Investing for retirement through a with-profits pension scheme: A client's perspective
Date: October 9, 2010
Authors: Michael Preisel (ATP), Søren Fiig Jarner (ATP) & Rune Eliasen (ATP)
Published in: Scandinavian Actuarial Journal (2010)
Abstract:
Saving for retirement by with-profits pension contracts is markedly different from traditional savings vehicles in at least two aspects: premia committed to the company are managed according to the preferences of the company – which may not coincide with the long-term interests of the client – and the return on investments is not directly transferred to client's savings but awaits a decision by the company to spend it as bonus.
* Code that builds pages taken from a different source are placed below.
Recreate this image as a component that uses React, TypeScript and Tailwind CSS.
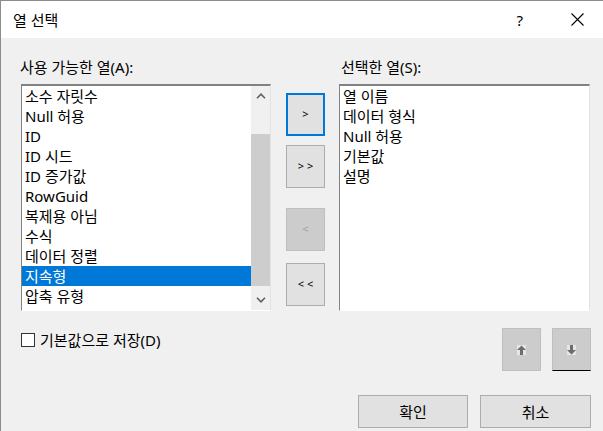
import React from 'react'

const available = ['소수 자릿수', 'Null 허용', 'ID', 'ID 시드', 'ID 증가값', 'RowGuid', '복제용 아님', '수식', '데이터 정렬', '지속형', '압축 유형']
const selected = ['열 이름', '데이터 형식', 'Null 허용', '기본값', '설명']

function Chevron({ up }: { up?: boolean }) {
  return (
    <svg width="10" height="6" viewBox="0 0 10 6">
      <path
        d={up ? 'M1 5.2 L5 1.2 L9 5.2' : 'M1 0.8 L5 4.8 L9 0.8'}
        fill="none"
        stroke="#606060"
        strokeWidth="1.6"
      />
    </svg>
  )
}

function MoveArrow({ up }: { up?: boolean }) {
  return (
    <svg width="9" height="10" viewBox="0 0 9 10">
      <rect width="9" height="10" fill="#e6e6e6" />
      <path
        d={up ? 'M4.5 0.5 L9 5 L6 5 L6 10 L3 10 L3 5 L0 5 Z' : 'M4.5 9.5 L9 5 L6 5 L6 0 L3 0 L3 5 L0 5 Z'}
        fill="#6d6d6d"
      />
    </svg>
  )
}

function ListBox({ items, active, scroll }: { items: string[]; active?: number; scroll?: boolean }) {
  return (
    <div className="flex h-[227px] border-t-2 border-l border-r border-b border-t-[#828282] border-l-[#828282] border-r-[#e3e3e3] border-b-[#ffffff] bg-white">
      <div className="flex-1 flex flex-col">
        {items.map((t, i) => (
          <div
            key={t + i}
            className={
              i === active
                ? 'h-5 leading-5 pl-[3px] bg-[#0078d7] text-white whitespace-nowrap'
                : 'h-5 leading-5 pl-[3px] whitespace-nowrap'
            }
          >
            {t}
          </div>
        ))}
      </div>
      {scroll && (
        <div className="w-[19px] flex flex-col bg-[#f0f0f0]">
          <div className="h-5 flex items-center justify-center">
            <Chevron up />
          </div>
          <div className="h-[28px]" />
          <div className="h-[152px] bg-[#cdcdcd]" />
          <div className="flex-1" />
          <div className="h-5 flex items-center justify-center">
            <Chevron />
          </div>
        </div>
      )}
    </div>
  )
}

export default function App() {
  return (
    <div className="w-[603px] h-[431px] overflow-hidden border-l border-t border-[#8c8c8c] bg-[#f0f0f0] text-[15px] text-black font-['Noto_Sans','Noto_Sans_CJK_KR',sans-serif] flex flex-col">
      <div className="h-[37px] shrink-0 bg-white flex items-center pl-[12px]">
        <span className="leading-5">열 선택</span>
        <span className="ml-auto leading-5 mr-[48px]">?</span>
        <svg width="13" height="13" viewBox="0 0 13 13" className="mr-[19px]">
          <path d="M0.5 0.5 L12.5 12.5 M12.5 0.5 L0.5 12.5" stroke="#000" strokeWidth="1.1" />
        </svg>
      </div>

      <div className="flex flex-col pl-[20px] pr-[12px]">
        <div className="flex mt-[19px]">
          <div className="w-[250px] flex flex-col">
            <div className="h-5 leading-5 -ml-px">사용 가능한 열(A):</div>
            <div className="mt-[7px]">
              <ListBox items={available} active={9} scroll />
            </div>
          </div>

          <div className="w-[39px] ml-[15px] flex flex-col pt-[36px] text-[11px]">
            <button className="h-[43px] border-2 border-[#0078d7] bg-[#e1e1e1] flex items-center justify-center">&gt;</button>
            <button className="h-[43px] mt-[9px] border border-[#adadad] bg-[#e1e1e1] flex items-center justify-center">&gt; &gt;</button>
            <button className="h-[43px] mt-[20px] border border-[#bfbfbf] bg-[#cccccc] text-[#a0a0a0] flex items-center justify-center">&lt;</button>
            <button className="h-[43px] mt-[12px] border border-[#adadad] bg-[#e1e1e1] flex items-center justify-center">&lt; &lt;</button>
          </div>

          <div className="w-[251px] ml-[14px] flex flex-col">
            <div className="h-5 leading-5 ml-[2px]">선택한 열(S):</div>
            <div className="mt-[7px]">
              <ListBox items={selected} />
            </div>
          </div>
        </div>

        <div className="flex items-start mt-[17px]">
          <div className="flex items-center mt-[2px]">
            <span className="w-[14px] h-[14px] border border-[#333333] bg-white" />
            <span className="ml-[5px] h-5 leading-5">기본값으로 저장(D)</span>
          </div>
          <div className="ml-auto flex gap-[11px]">
            <button className="w-[39px] h-[43px] border border-[#bfbfbf] bg-[#cccccc] flex items-center justify-center">
              <MoveArrow up />
            </button>
            <button className="w-[39px] h-[43px] border border-[#bfbfbf] border-b-black bg-[#cccccc] flex items-center justify-center">
              <MoveArrow />
            </button>
          </div>
        </div>

        <div className="flex justify-end gap-[12px] mt-[24px]">
          <button className="w-[110px] h-[33px] border border-[#adadad] bg-[#e1e1e1] leading-5">확인</button>
          <button className="w-[111px] h-[33px] border border-[#adadad] bg-[#e1e1e1] leading-5">취소</button>
        </div>
      </div>
    </div>
  )
}
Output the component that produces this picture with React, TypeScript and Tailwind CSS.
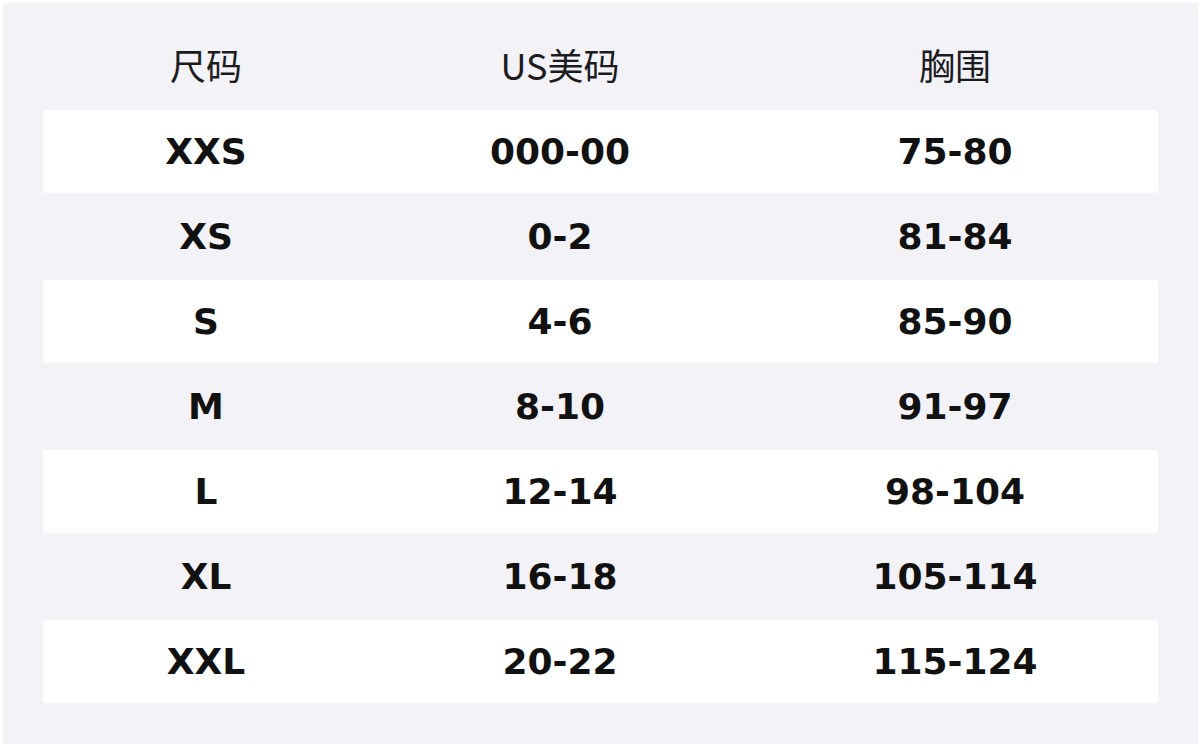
import React from "react";

const rows: [string, string, string][] = [
  ["XXS", "000-00", "75-80"],
  ["XS", "0-2", "81-84"],
  ["S", "4-6", "85-90"],
  ["M", "8-10", "91-97"],
  ["L", "12-14", "98-104"],
  ["XL", "16-18", "105-114"],
  ["XXL", "20-22", "115-124"],
];

export default function App() {
  return (
    <div className="w-[1202px] h-[748px] bg-white pt-[3px] pl-[3px]">
      <div className="w-[1195px] h-[741px] bg-[#f2f2f7] px-[40px]">
        <div
          className="grid grid-cols-[326px_382px_408px] h-[107px] pt-[14px] items-center text-[36px] text-[#1c1c1e]"
          style={{ fontFamily: '"Noto Sans CJK SC", "Noto Sans", sans-serif' }}
        >
          <div className="text-center leading-none">尺码</div>
          <div className="text-center leading-none">US美码</div>
          <div className="text-center leading-none">胸围</div>
        </div>
        <div className="flex flex-col gap-[2px]">
          {rows.map((r, i) => (
            <div
              key={i}
              className={`grid grid-cols-[326px_382px_408px] h-[83px] items-center rounded-[2px] text-[36px] font-bold text-[#111111] ${
                i % 2 === 0 ? "bg-white" : "bg-transparent"
              }`}
              style={{ fontFamily: '"DejaVu Sans", sans-serif' }}
            >
              <div className="text-center leading-none">{r[0]}</div>
              <div className="text-center leading-none">{r[1]}</div>
              <div className="text-center leading-none">{r[2]}</div>
            </div>
          ))}
        </div>
      </div>
    </div>
  );
}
We show that a management's general aversion to (short-term) insolvency risk results in investment strategies dynamically scaling investment risk up and down with the current funding status of the company. The resultant dynamics hugely impacts the long-term funding status of the pension company and thereby the investment outcome of with-profits contracts. We show that for a one-period optimizing company there exists a stationary regime only for moderately aggressive investment strategies, and we derive an analytical approximation to the stationary funding ratio distribution when it exists. In contrast to the one-period case, we show that the highest expected bonus level in stationarity is not achieved for the most aggressive investment strategy available. The reason being that if investments become too aggressive the company will spend a lot of time at low funding ratios where bonus cannot be attributed impairing the average bonus.